We were at our house in the Hill Country, but the internet wasn't working. So we mowed -- an action only resembling mowing your lawn in the sense that a blade was used to cut the grass.
Two weeks of no mowing up there means you just about need a hay baler to cut through the tall coastal Bermuda grass and weeds. I keep saying we should get a couple of goats to do the mowing for us, but without humans around to guard the goats, the coyotes would be enjoying them for dinner.
So gripe #1. I pay through the nose for Internet service, but this year, it's been spotty up here. After calling (name withheld currently until I know whether I'm entitled to bitch), I received a voice mail from them saying we were too far away for the high-speed service so they reduced our service to half the speed it was. Huh? WTF! (That's frack if anyone is checking) Not only do we get erratic internet connectivity, but we get a "repair" that makes no sense considering we've had the same internet for about 4 years and it's worked fine up until 6 months ago.
Gripe #2. I received a jury summons AGAIN for a place where I no longer live. I served jury duty there last year before I moved. Then received a notice for jury duty this past December. I called, told them I didn't live there any longer. They tersely said to fill out the form and send it in. I did. Didn't get a response. Now I get another notice, sent to my old address and forwarded.
Gripe #3. Dishwasher here went out in January. Yeah, that long ago. Try getting a repairman to come out to the country.
Gripe #4. I broke a tooth, rather a tooth root on one of my crowns, broke. Met with oral surgeon. Oh, joy. I'm having oral surgery next month for a dental implant. Goodbye 5 grand.
Gripe #5. Oh, heck. That's enough. who wants to hear all my gripes when you've all got problems of your own.

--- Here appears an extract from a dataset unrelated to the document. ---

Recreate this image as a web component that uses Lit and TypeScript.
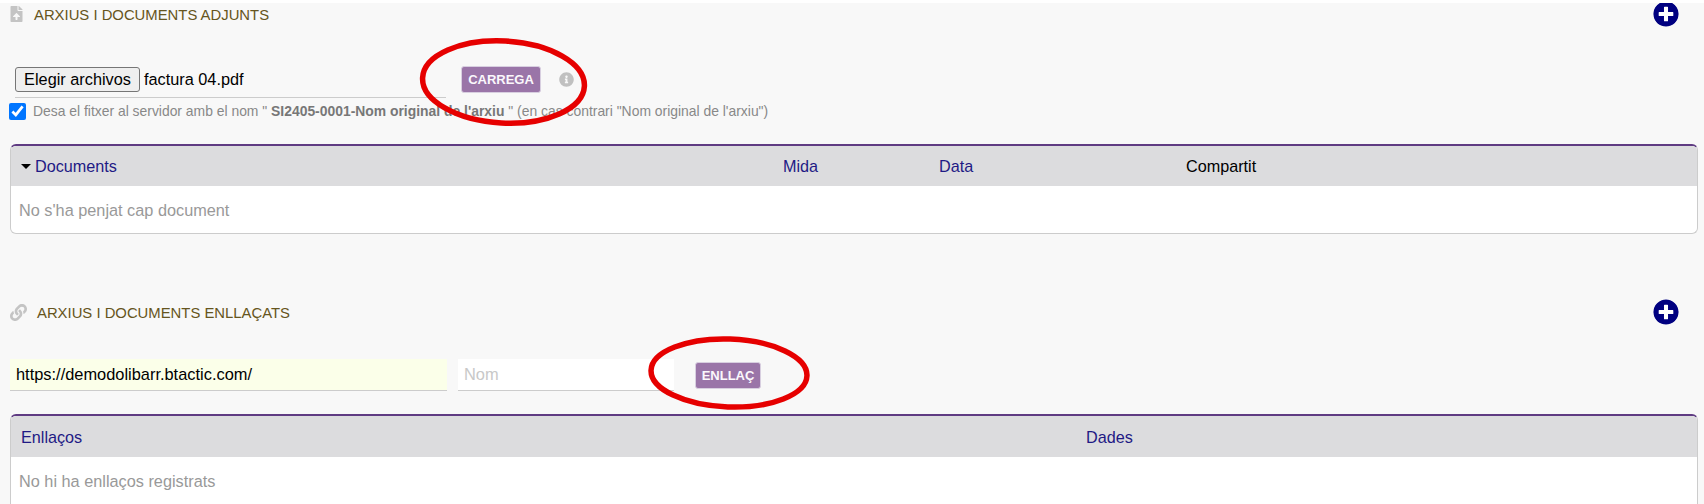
import { LitElement, html, css, svg } from "lit";
import { customElement } from "lit/decorators.js";

const PLUS = "M256 8C119 8 8 119 8 256s111 248 248 248 248-111 248-248S393 8 256 8zm144 276c0 6.6-5.4 12-12 12h-92v92c0 6.6-5.4 12-12 12h-56c-6.6 0-12-5.4-12-12v-92h-92c-6.6 0-12-5.4-12-12v-56c0-6.6 5.4-12 12-12h92v-92c0-6.6 5.4-12 12-12h56c6.6 0 12 5.4 12 12v92h92c6.6 0 12 5.4 12 12v56z";
const INFO = "M256 8C119.043 8 8 119.083 8 256c0 136.997 111.043 248 248 248s248-111.003 248-248C504 119.083 392.957 8 256 8zm0 110c23.196 0 42 18.804 42 42s-18.804 42-42 42-42-18.804-42-42 18.804-42 42-42zm56 254c0 6.627-5.373 12-12 12h-88c-6.627 0-12-5.373-12-12v-24c0-6.627 5.373-12 12-12h12v-64h-12c-6.627 0-12-5.373-12-12v-24c0-6.627 5.373-12 12-12h64c6.627 0 12 5.373 12 12v100h12c6.627 0 12 5.373 12 12v24z";
const FILE = "M224 136V0H24C10.7 0 0 10.7 0 24v464c0 13.3 10.7 24 24 24h336c13.3 0 24-10.7 24-24V160H248c-13.2 0-24-10.8-24-24zm65.18 216.01H224v80c0 8.84-7.16 16-16 16h-32c-8.84 0-16-7.16-16-16v-80H94.82c-14.28 0-21.41-17.29-11.27-27.36l96.42-95.7c6.65-6.61 17.39-6.61 24.04 0l96.42 95.7c10.15 10.07 3.03 27.36-11.25 27.36zM377 105L279.1 7c-4.5-4.5-10.6-7-17-7H256v128h128v-6.1c0-6.3-2.5-12.4-7-16.9z";
const LINK = "M326.612 185.391c59.747 59.809 58.927 155.698.36 214.59-.11.12-.24.25-.36.37l-67.2 67.2c-59.27 59.27-155.699 59.262-214.96 0-59.27-59.26-59.27-155.7 0-214.96l37.106-37.106c9.84-9.84 26.786-3.3 27.294 10.606.648 17.722 3.826 35.527 9.69 52.721 1.986 5.822.567 12.262-3.783 16.612l-13.087 13.087c-28.026 28.026-28.905 73.66-1.155 101.96 28.024 28.579 74.086 28.749 102.325.51l67.2-67.19c28.191-28.191 28.073-73.757 0-101.83-3.701-3.694-7.429-6.564-10.341-8.569a16.037 16.037 0 0 1-6.947-12.606c-.396-10.567 3.348-21.456 11.698-29.806l21.054-21.055c5.521-5.521 14.182-6.199 20.584-1.731a152.482 152.482 0 0 1 20.522 17.197zM467.547 44.449c-59.261-59.262-155.69-59.27-214.96 0l-67.2 67.2c-.12.12-.25.25-.36.37-58.566 58.892-59.387 154.781.36 214.59a152.454 152.454 0 0 0 20.521 17.196c6.402 4.468 15.064 3.789 20.584-1.731l21.054-21.055c8.35-8.35 12.094-19.239 11.698-29.806a16.037 16.037 0 0 0-6.947-12.606c-2.912-2.005-6.64-4.875-10.341-8.569-28.073-28.073-28.191-73.639 0-101.83l67.2-67.19c28.239-28.239 74.3-28.069 102.325.51 27.75 28.3 26.872 73.934-1.155 101.96l-13.087 13.087c-4.35 4.35-5.769 10.79-3.783 16.612 5.864 17.194 9.042 34.999 9.69 52.721.509 13.906 17.454 20.446 27.294 10.606l37.106-37.106c59.271-59.259 59.271-155.699.001-214.959z";

const icon = (d: string, cls: string, vb = "0 0 512 512") =>
  html`<svg class=${cls} viewBox=${vb} aria-hidden="true"><path fill="currentColor" d=${d}></path></svg>`;

@customElement("app-root")
export class AppRoot extends LitElement {
  static styles = css`
    :host {
      display: block;
      position: relative;
      width: 1704px;
      height: 504px;
      overflow: hidden;
      box-sizing: border-box;
      border-top: 3px solid #fff;
      background: #f8f8f8;
      font-family: "Liberation Sans", Arial, sans-serif;
      font-size: 15.5px;
      color: #444;
    }
    .title {
      display: flex;
      align-items: center;
      height: 22px;
      color: #665520;
      font-size: 14.85px;
    }
    .title span { position: relative; top: 1px; }
    .title-1 { padding: 0 25px 0 10px; }
    .title-2 { padding: 0 25px 0 10px; margin-top: 65px; height: 26px; }
    .ic-file { width: 13px; height: 16px; color: #c4c4c4; margin-right: 11px; }
    .ic-link { width: 17px; height: 17px; color: #c4c4c4; margin-right: 10px; }
    .ic-plus { width: 26px; height: 26px; color: #000080; margin-left: auto; background: radial-gradient(circle, #fff 50%, transparent 52%); border-radius: 50%; }
    .upload {
      display: flex;
      align-items: center;
      margin-top: 38px;
      padding-left: 15px;
      height: 34px;
    }
    .file-wrap {
      display: flex;
      align-items: center;
      gap: 4px;
      width: 431px;
      height: 36px;
      border-bottom: 1px solid #ccc;
      box-sizing: border-box;
      color: #000;
      font-size: 16.3px;
    }
    .file-btn {
      width: 125px;
      height: 25px;
      padding: 0;
      font: inherit;
      color: #000;
      background: #efefef;
      border: 1px solid #767676;
      border-radius: 3px;
    }
    .btn {
      display: inline-flex;
      align-items: center;
      justify-content: center;
      padding: 0;
      border: 1px solid #d8cfe0;
      border-radius: 3px;
      background: #9a75a8;
      color: #fbf8fc;
      font: bold 13px "Liberation Sans", Arial, sans-serif;
      height: 27px;
    }
    .btn-load { width: 80px; margin-left: 15px; margin-bottom: 2px; }
    .ic-info { width: 15px; height: 15px; color: #c0c0c0; margin-left: 18px; margin-bottom: 2px; }
    .check {
      display: flex;
      align-items: center;
      gap: 7px;
      margin-top: 3px;
      padding-left: 9px;
      height: 22px;
      color: #888;
      font-size: 13.9px;
    }
    .check input { width: 17px; height: 17px; margin: 0; accent-color: #0075ff; }
    .check b { color: #777; }
    .table {
      margin: 22px 6px 0 10px;
      background: #fff;
      border: 1px solid #ccc;
      border-top: 2px solid #5f3b82;
      border-radius: 6px;
      overflow: hidden;
    }
    .table.first { height: 90px; box-sizing: border-box; }
    .table.second { margin-top: 23px; height: 120px; box-sizing: border-box; }
    .head {
      display: grid;
      align-items: center;
      height: 40px;
      padding-top: 1px;
      box-sizing: border-box;
      background: #dcdcde;
      color: #1f1a85;
      font-size: 16.2px;
    }
    .first .head { grid-template-columns: 772px 156px 247px 1fr; }
    .second .head { grid-template-columns: 1075px 1fr; height: 41px; padding-left: 0; }
    .head span:first-child { padding-left: 10px; display: flex; align-items: center; }
    .caret {
      width: 0;
      height: 0;
      border-left: 5px solid transparent;
      border-right: 5px solid transparent;
      border-top: 5px solid #000;
      margin-right: 4px;
    }
    .plain { color: #000; }
    .empty {
      padding: 15px 8px 0;
      color: #999;
      font-size: 16.3px;
    }
    .row {
      display: flex;
      align-items: stretch;
      gap: 11px;
      margin-top: 34px;
      padding-left: 10px;
    }
    .field {
      height: 32px;
      box-sizing: border-box;
      padding: 0 6px;
      border: 0;
      border-bottom: 1px solid #ccc;
      font: 16.4px "Liberation Sans", Arial, sans-serif;
      color: #000;
      outline: none;
    }
    .url { width: 437px; background: #fbffe9; }
    .name { width: 216px; background: #fff; margin-right: 10px; }
    .name::placeholder { color: #c8c8c8; }
    .row .btn { width: 66px; align-self: center; margin-left: 0; }
    .ink { position: absolute; left: 0; top: -3px; width: 1704px; height: 504px; pointer-events: none; }
  `;

  render() {
    return html`
      <div class="title title-1">
        ${icon(FILE, "ic-file", "0 0 384 512")}
        <span>ARXIUS I DOCUMENTS ADJUNTS</span>
        ${icon(PLUS, "ic-plus")}
      </div>
      <div class="upload">
        <div class="file-wrap">
          <button class="file-btn">Elegir archivos</button>
          <span>factura 04.pdf</span>
        </div>
        <button class="btn btn-load">CARREGA</button>
        ${icon(INFO, "ic-info")}
      </div>
      <label class="check">
        <input type="checkbox" checked />
        <span>Desa el fitxer al servidor amb el nom " <b>SI2405-0001-Nom original de l'arxiu</b> " (en cas contrari "Nom original de l'arxiu")</span>
      </label>
      <div class="table first">
        <div class="head">
          <span><i class="caret"></i>Documents</span><span>Mida</span><span>Data</span><span class="plain">Compartit</span>
        </div>
        <div class="empty">No s'ha penjat cap document</div>
      </div>
      <div class="title title-2">
        ${icon(LINK, "ic-link")}
        <span>ARXIUS I DOCUMENTS ENLLAÇATS</span>
        ${icon(PLUS, "ic-plus")}
      </div>
      <div class="row">
        <input class="field url" value="https://demodolibarr.btactic.com/" />
        <input class="field name" placeholder="Nom" />
        <button class="btn">ENLLAÇ</button>
      </div>
      <div class="table second">
        <div class="head"><span>Enllaços</span><span>Dades</span></div>
        <div class="empty">No hi ha enllaços registrats</div>
      </div>
      <svg class="ink" viewBox="0 0 1704 504" aria-hidden="true">
        ${svg`<ellipse cx="503.5" cy="82" rx="81" ry="41" transform="rotate(3 503.5 82)" fill="none" stroke="#e60000" stroke-width="5.5"></ellipse>
        <ellipse cx="729" cy="373" rx="78" ry="34" transform="rotate(2 729 373)" fill="none" stroke="#e60000" stroke-width="5.5"></ellipse>`}
      </svg>
    `;
  }
}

How about a mild annoyance to shut this bad news fest down?
Twitter Verifications. Don't follow me if I have to jump through hoops to reciprocate. That's just annoying.
Okay. I'm going to have a nice large glass of Red Road Signature Red and listen to Joe Walsh or Texas Blues or something foot stompin' and thigh slappin'. Wish you could join me outside on the bench under the big oak tree.